DATA EXCERPT:
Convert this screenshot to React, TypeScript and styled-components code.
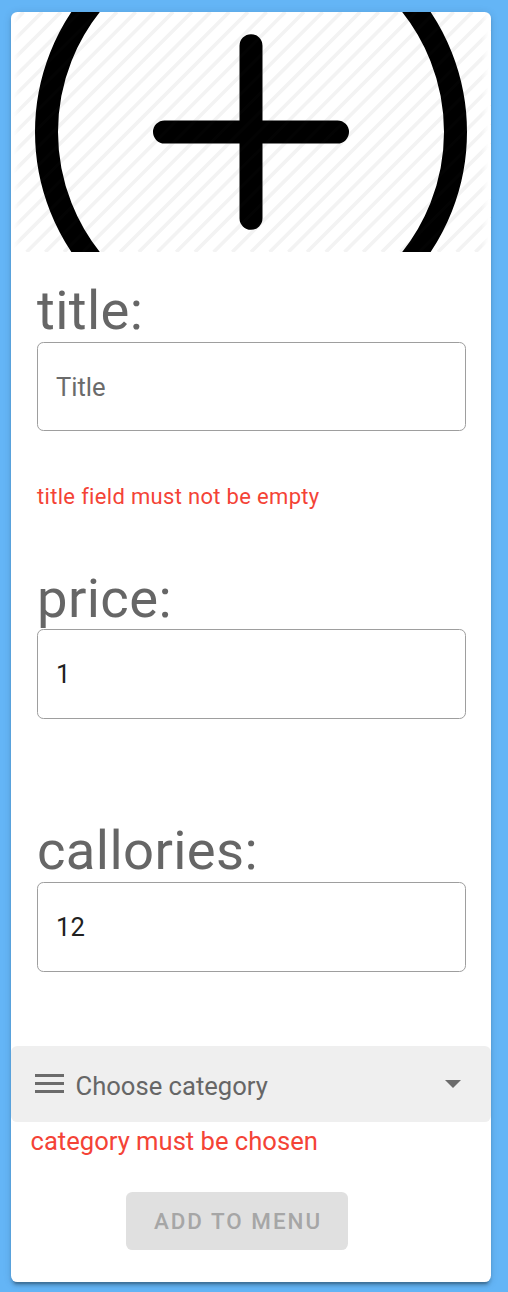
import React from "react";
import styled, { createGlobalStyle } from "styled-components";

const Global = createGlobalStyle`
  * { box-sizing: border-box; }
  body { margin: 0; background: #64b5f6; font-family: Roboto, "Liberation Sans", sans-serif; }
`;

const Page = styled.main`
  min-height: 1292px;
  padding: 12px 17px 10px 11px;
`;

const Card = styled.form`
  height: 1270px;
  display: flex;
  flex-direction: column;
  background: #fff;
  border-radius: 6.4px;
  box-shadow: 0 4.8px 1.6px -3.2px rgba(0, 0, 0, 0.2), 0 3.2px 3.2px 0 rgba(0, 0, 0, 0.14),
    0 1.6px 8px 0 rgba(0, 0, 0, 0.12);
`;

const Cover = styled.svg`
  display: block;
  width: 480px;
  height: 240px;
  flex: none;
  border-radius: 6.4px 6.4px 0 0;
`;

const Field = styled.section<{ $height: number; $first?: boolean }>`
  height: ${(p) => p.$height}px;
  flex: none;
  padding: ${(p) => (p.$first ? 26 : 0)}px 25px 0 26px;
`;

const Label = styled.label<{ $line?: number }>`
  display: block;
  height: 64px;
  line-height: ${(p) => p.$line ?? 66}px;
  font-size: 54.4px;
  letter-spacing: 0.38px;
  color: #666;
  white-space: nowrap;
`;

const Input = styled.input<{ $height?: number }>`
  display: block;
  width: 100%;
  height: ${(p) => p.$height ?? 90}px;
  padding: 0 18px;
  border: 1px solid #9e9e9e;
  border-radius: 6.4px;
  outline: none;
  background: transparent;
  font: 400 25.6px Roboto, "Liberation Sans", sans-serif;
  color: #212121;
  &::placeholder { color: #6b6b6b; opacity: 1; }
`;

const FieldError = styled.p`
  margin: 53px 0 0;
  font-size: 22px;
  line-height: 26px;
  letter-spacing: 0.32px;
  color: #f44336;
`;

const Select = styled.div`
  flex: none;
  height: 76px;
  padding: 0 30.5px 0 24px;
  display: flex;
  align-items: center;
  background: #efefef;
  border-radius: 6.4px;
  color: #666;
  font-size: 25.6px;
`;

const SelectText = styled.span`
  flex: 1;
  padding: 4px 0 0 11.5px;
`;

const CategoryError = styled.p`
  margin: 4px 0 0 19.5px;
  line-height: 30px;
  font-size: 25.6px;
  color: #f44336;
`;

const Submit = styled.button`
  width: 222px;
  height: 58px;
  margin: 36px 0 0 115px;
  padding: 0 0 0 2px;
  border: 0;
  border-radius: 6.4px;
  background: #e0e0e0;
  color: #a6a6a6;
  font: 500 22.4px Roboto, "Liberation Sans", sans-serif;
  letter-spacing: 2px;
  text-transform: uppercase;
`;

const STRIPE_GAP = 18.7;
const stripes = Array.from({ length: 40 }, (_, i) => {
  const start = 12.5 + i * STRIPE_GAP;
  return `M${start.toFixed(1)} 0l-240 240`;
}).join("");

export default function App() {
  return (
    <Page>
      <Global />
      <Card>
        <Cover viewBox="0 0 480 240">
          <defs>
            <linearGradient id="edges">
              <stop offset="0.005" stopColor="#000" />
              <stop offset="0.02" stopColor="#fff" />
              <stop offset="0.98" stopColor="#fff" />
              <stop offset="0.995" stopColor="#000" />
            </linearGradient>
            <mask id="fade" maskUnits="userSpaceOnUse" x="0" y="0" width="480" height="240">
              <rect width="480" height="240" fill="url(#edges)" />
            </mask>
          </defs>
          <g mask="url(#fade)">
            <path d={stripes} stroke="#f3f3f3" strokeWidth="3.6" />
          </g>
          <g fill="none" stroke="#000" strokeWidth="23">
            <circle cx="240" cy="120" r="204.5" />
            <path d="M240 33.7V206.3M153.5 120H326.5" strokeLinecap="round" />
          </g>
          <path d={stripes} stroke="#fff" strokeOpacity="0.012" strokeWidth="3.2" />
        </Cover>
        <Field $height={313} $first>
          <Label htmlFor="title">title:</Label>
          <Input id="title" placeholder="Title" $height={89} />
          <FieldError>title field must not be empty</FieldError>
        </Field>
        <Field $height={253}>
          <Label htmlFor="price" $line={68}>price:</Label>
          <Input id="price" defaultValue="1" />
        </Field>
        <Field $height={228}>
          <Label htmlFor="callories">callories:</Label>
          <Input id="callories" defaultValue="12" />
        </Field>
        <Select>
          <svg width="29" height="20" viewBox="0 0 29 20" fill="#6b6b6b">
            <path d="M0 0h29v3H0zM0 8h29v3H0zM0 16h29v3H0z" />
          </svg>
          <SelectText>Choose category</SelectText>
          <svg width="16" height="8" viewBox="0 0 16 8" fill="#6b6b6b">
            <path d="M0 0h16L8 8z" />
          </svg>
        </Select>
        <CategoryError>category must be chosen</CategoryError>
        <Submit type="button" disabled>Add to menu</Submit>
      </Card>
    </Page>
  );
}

JOB: Output the material word for word, omitting its pictures.

TASK ANSWER:
Convert this screenshot to React, TypeScript and styled-components code.
import React from "react";
import styled, { createGlobalStyle } from "styled-components";

const Global = createGlobalStyle`
  * { box-sizing: border-box; }
  body { margin: 0; background: #64b5f6; font-family: Roboto, "Liberation Sans", sans-serif; }
`;

const Page = styled.main`
  min-height: 1292px;
  padding: 12px 17px 10px 11px;
`;

const Card = styled.form`
  height: 1270px;
  display: flex;
  flex-direction: column;
  background: #fff;
  border-radius: 6.4px;
  box-shadow: 0 4.8px 1.6px -3.2px rgba(0, 0, 0, 0.2), 0 3.2px 3.2px 0 rgba(0, 0, 0, 0.14),
    0 1.6px 8px 0 rgba(0, 0, 0, 0.12);
`;

const Cover = styled.svg`
  display: block;
  width: 480px;
  height: 240px;
  flex: none;
  border-radius: 6.4px 6.4px 0 0;
`;

const Field = styled.section<{ $height: number; $first?: boolean }>`
  height: ${(p) => p.$height}px;
  flex: none;
  padding: ${(p) => (p.$first ? 26 : 0)}px 25px 0 26px;
`;

const Label = styled.label<{ $line?: number }>`
  display: block;
  height: 64px;
  line-height: ${(p) => p.$line ?? 66}px;
  font-size: 54.4px;
  letter-spacing: 0.38px;
  color: #666;
  white-space: nowrap;
`;

const Input = styled.input<{ $height?: number }>`
  display: block;
  width: 100%;
  height: ${(p) => p.$height ?? 90}px;
  padding: 0 18px;
  border: 1px solid #9e9e9e;
  border-radius: 6.4px;
  outline: none;
  background: transparent;
  font: 400 25.6px Roboto, "Liberation Sans", sans-serif;
  color: #212121;
  &::placeholder { color: #6b6b6b; opacity: 1; }
`;

const FieldError = styled.p`
  margin: 53px 0 0;
  font-size: 22px;
  line-height: 26px;
  letter-spacing: 0.32px;
  color: #f44336;
`;

const Select = styled.div`
  flex: none;
  height: 76px;
  padding: 0 30.5px 0 24px;
  display: flex;
  align-items: center;
  background: #efefef;
  border-radius: 6.4px;
  color: #666;
  font-size: 25.6px;
`;

const SelectText = styled.span`
  flex: 1;
  padding: 4px 0 0 11.5px;
`;

const CategoryError = styled.p`
  margin: 4px 0 0 19.5px;
  line-height: 30px;
  font-size: 25.6px;
  color: #f44336;
`;

const Submit = styled.button`
  width: 222px;
  height: 58px;
  margin: 36px 0 0 115px;
  padding: 0 0 0 2px;
  border: 0;
  border-radius: 6.4px;
  background: #e0e0e0;
  color: #a6a6a6;
  font: 500 22.4px Roboto, "Liberation Sans", sans-serif;
  letter-spacing: 2px;
  text-transform: uppercase;
`;

const STRIPE_GAP = 18.7;
const stripes = Array.from({ length: 40 }, (_, i) => {
  const start = 12.5 + i * STRIPE_GAP;
  return `M${start.toFixed(1)} 0l-240 240`;
}).join("");

export default function App() {
  return (
    <Page>
      <Global />
      <Card>
        <Cover viewBox="0 0 480 240">
          <defs>
            <linearGradient id="edges">
              <stop offset="0.005" stopColor="#000" />
              <stop offset="0.02" stopColor="#fff" />
              <stop offset="0.98" stopColor="#fff" />
              <stop offset="0.995" stopColor="#000" />
            </linearGradient>
            <mask id="fade" maskUnits="userSpaceOnUse" x="0" y="0" width="480" height="240">
              <rect width="480" height="240" fill="url(#edges)" />
            </mask>
          </defs>
          <g mask="url(#fade)">
            <path d={stripes} stroke="#f3f3f3" strokeWidth="3.6" />
          </g>
          <g fill="none" stroke="#000" strokeWidth="23">
            <circle cx="240" cy="120" r="204.5" />
            <path d="M240 33.7V206.3M153.5 120H326.5" strokeLinecap="round" />
          </g>
          <path d={stripes} stroke="#fff" strokeOpacity="0.012" strokeWidth="3.2" />
        </Cover>
        <Field $height={313} $first>
          <Label htmlFor="title">title:</Label>
          <Input id="title" placeholder="Title" $height={89} />
          <FieldError>title field must not be empty</FieldError>
        </Field>
        <Field $height={253}>
          <Label htmlFor="price" $line={68}>price:</Label>
          <Input id="price" defaultValue="1" />
        </Field>
        <Field $height={228}>
          <Label htmlFor="callories">callories:</Label>
          <Input id="callories" defaultValue="12" />
        </Field>
        <Select>
          <svg width="29" height="20" viewBox="0 0 29 20" fill="#6b6b6b">
            <path d="M0 0h29v3H0zM0 8h29v3H0zM0 16h29v3H0z" />
          </svg>
          <SelectText>Choose category</SelectText>
          <svg width="16" height="8" viewBox="0 0 16 8" fill="#6b6b6b">
            <path d="M0 0h16L8 8z" />
          </svg>
        </Select>
        <CategoryError>category must be chosen</CategoryError>
        <Submit type="button" disabled>Add to menu</Submit>
      </Card>
    </Page>
  );
}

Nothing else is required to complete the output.